Sorry, no clue. The reason: not enough information.
AE has to work with so many different platforms, operating systems, third-party cards and varieties of media that diagnosing any one vaguely-worded problem can be a real pain.
With it, people will stand a fighting chance of being able to help you.
I'm using After Effects CS6 Ver. 220.127.116.11 on a Windows 7 64bit with 8GB of DDR2 RAM 800hz, a Phenom X4 9550 Quad Core, an NVIDIA 550ti 2GB RAM.

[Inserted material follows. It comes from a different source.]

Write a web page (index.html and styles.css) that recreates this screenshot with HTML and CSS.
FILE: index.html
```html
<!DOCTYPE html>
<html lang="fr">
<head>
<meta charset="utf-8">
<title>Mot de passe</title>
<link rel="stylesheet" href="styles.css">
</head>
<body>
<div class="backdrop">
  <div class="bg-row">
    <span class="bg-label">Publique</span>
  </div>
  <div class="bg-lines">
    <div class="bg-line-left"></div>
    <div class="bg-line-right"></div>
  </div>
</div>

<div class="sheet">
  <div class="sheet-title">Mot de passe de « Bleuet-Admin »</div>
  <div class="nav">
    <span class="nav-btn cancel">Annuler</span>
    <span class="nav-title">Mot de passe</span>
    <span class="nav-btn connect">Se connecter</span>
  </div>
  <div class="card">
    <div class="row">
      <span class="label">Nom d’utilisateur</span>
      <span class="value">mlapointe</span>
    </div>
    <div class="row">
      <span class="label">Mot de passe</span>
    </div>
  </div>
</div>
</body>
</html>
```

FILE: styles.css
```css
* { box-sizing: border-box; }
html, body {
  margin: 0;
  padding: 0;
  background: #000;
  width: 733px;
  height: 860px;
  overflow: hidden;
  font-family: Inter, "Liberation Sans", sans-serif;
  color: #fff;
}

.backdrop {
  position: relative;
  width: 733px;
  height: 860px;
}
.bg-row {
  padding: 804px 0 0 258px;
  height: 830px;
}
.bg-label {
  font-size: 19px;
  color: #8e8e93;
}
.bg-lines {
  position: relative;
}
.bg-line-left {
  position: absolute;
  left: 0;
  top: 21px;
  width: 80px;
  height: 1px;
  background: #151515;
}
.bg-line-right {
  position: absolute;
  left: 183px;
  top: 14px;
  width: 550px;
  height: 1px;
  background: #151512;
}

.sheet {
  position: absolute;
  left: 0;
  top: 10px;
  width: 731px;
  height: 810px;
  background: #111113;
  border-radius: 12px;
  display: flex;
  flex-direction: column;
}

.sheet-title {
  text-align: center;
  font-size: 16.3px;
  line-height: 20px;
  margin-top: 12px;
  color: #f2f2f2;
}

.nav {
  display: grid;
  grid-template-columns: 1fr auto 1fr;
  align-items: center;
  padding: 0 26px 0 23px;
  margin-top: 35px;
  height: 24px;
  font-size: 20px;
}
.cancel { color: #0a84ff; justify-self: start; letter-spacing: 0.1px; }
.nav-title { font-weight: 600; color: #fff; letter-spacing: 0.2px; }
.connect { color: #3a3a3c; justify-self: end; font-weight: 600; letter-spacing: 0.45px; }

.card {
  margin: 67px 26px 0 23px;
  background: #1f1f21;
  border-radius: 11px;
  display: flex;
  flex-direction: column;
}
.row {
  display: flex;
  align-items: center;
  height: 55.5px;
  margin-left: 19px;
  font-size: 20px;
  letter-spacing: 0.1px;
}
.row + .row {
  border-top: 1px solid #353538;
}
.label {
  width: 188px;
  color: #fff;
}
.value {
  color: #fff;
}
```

The original files I'm working with are canon dlsr .mov files. The files aren't corrupted when played in their original form, but anytime I export the video files, they corrupt. I'm also using the 3D tracker for some of the shots, and other shots are just the video with tracking. I export the files to h.264, avi, cineform, quicktime animation, quicktime h.264, uncompressed 8 bit and 10 bit, and all files no matter what get corrupted, sometimes in the same place other times they corrupt in random parts of the video. One really weird aspect was a video file from another project, unrelated to what I was working on was showing up in the corrupted parts of my video. I emptied all my caches, and cleaned what I could, and I still exported corrupted files. It doesn't matter what project, or what kind of video, but as long as I'm working with video clips, they export with corruption. I hope this helps a little.

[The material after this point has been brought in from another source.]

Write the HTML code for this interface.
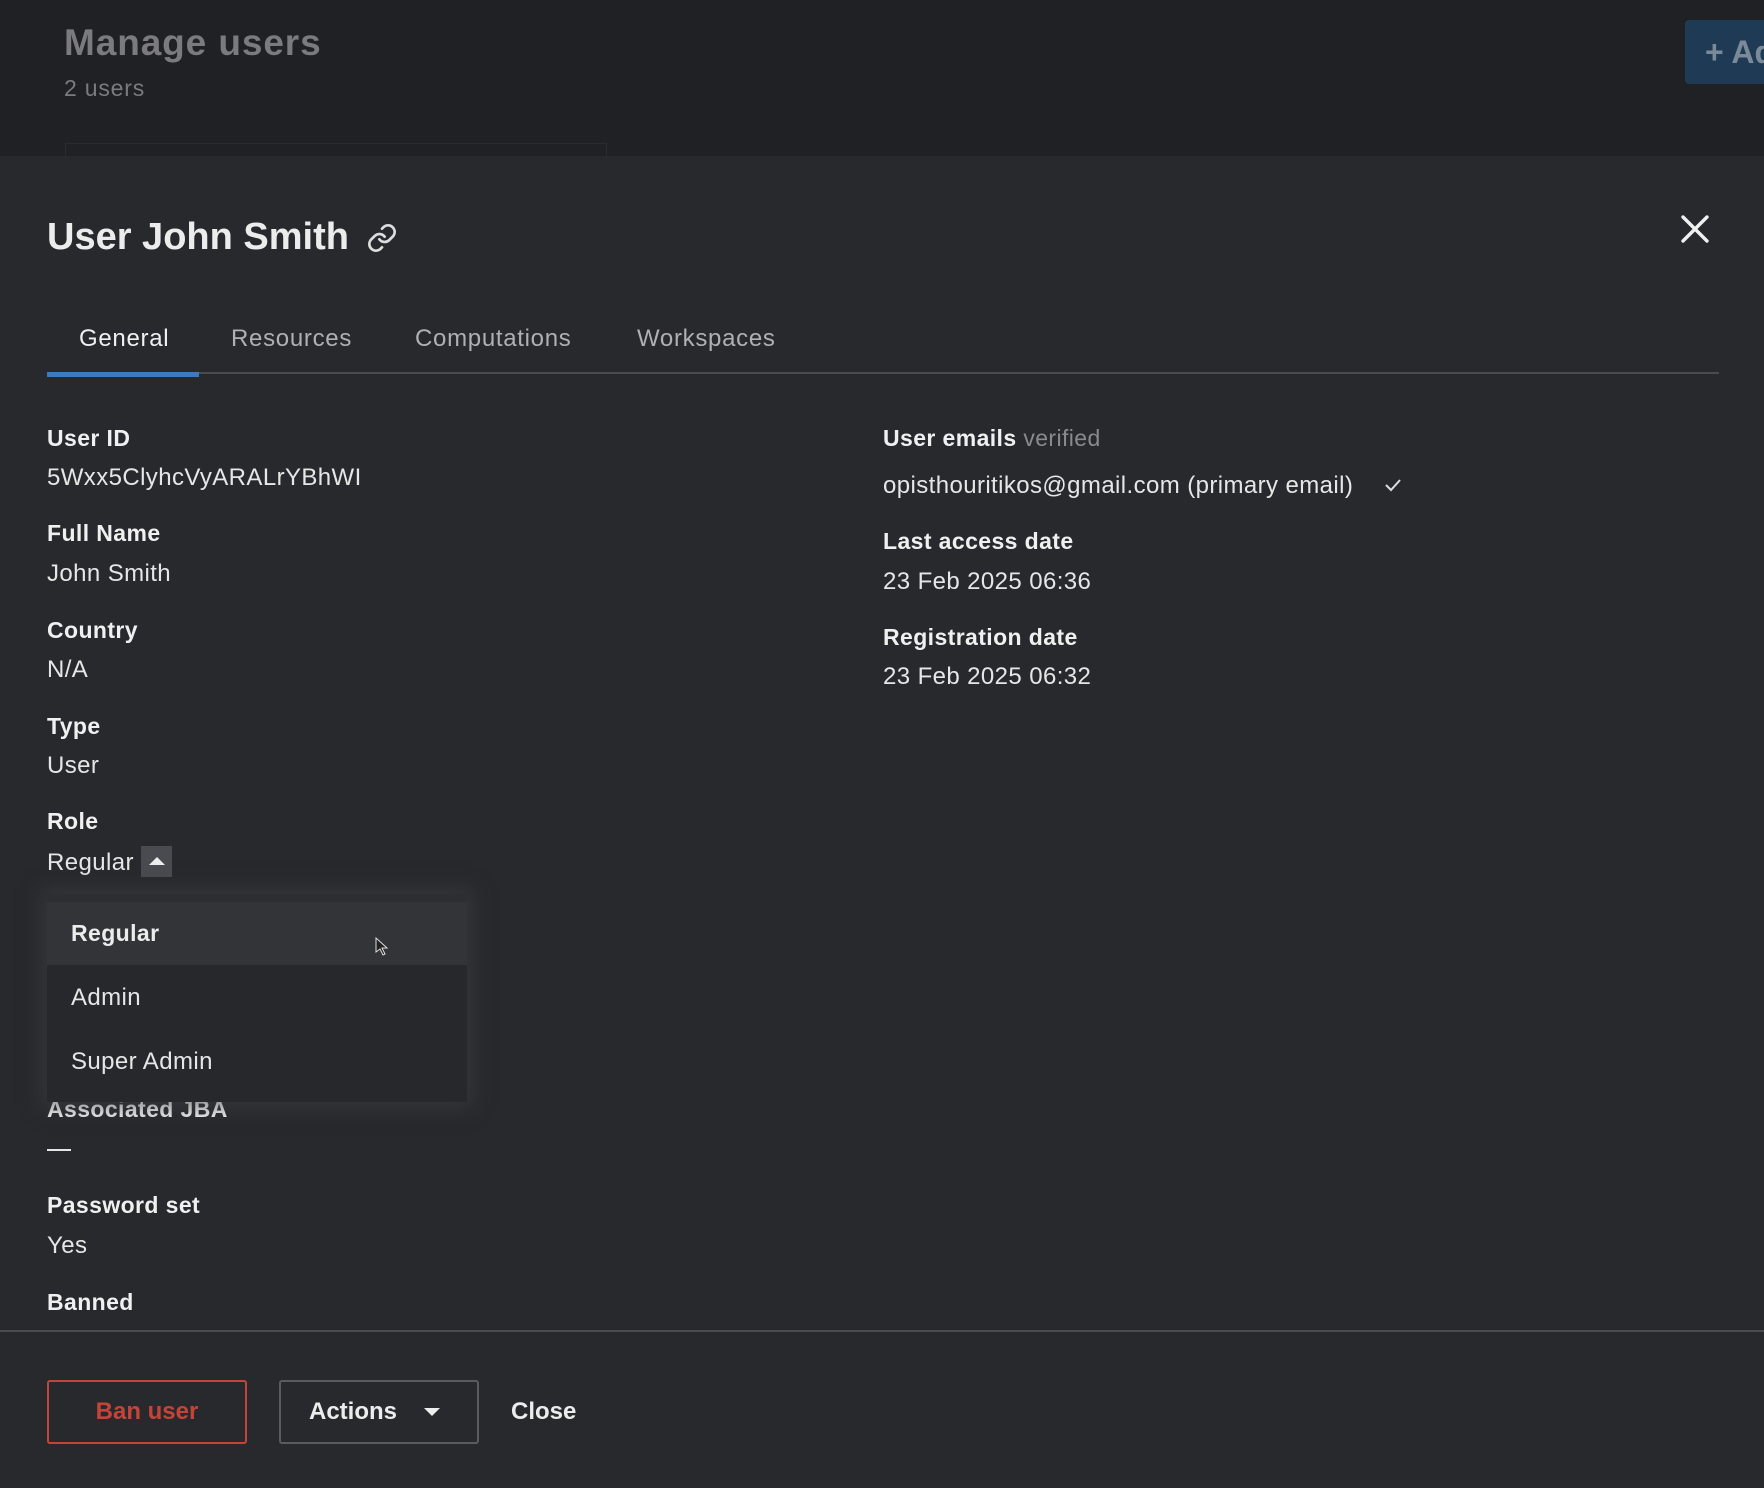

Should I uninstall after effects, and reinstall it, or just update it?
Before you take the drastic step of uninstalling, running Adobe Cleaner and reinstalling (the best way to do it), try a test.
Transcode some of your dslr's H.264 clips to a lossless codec: I like quicktime Movies in the PNG codec for this. Import them, and use the Replace footage command to put the lossless clips into the appropriate AE comp.
And DON'T EXPORT FROM AE! Open the AE project in Adobe Media Encoder, and select the comp for your test. AME will let you render to all the media containers & codecs you mention.
No Joy? It could be a bad driver on a third-party card, you could have AE configured improperly.... we don't know. That's why it's good to answer that litany of questions linked to earlier.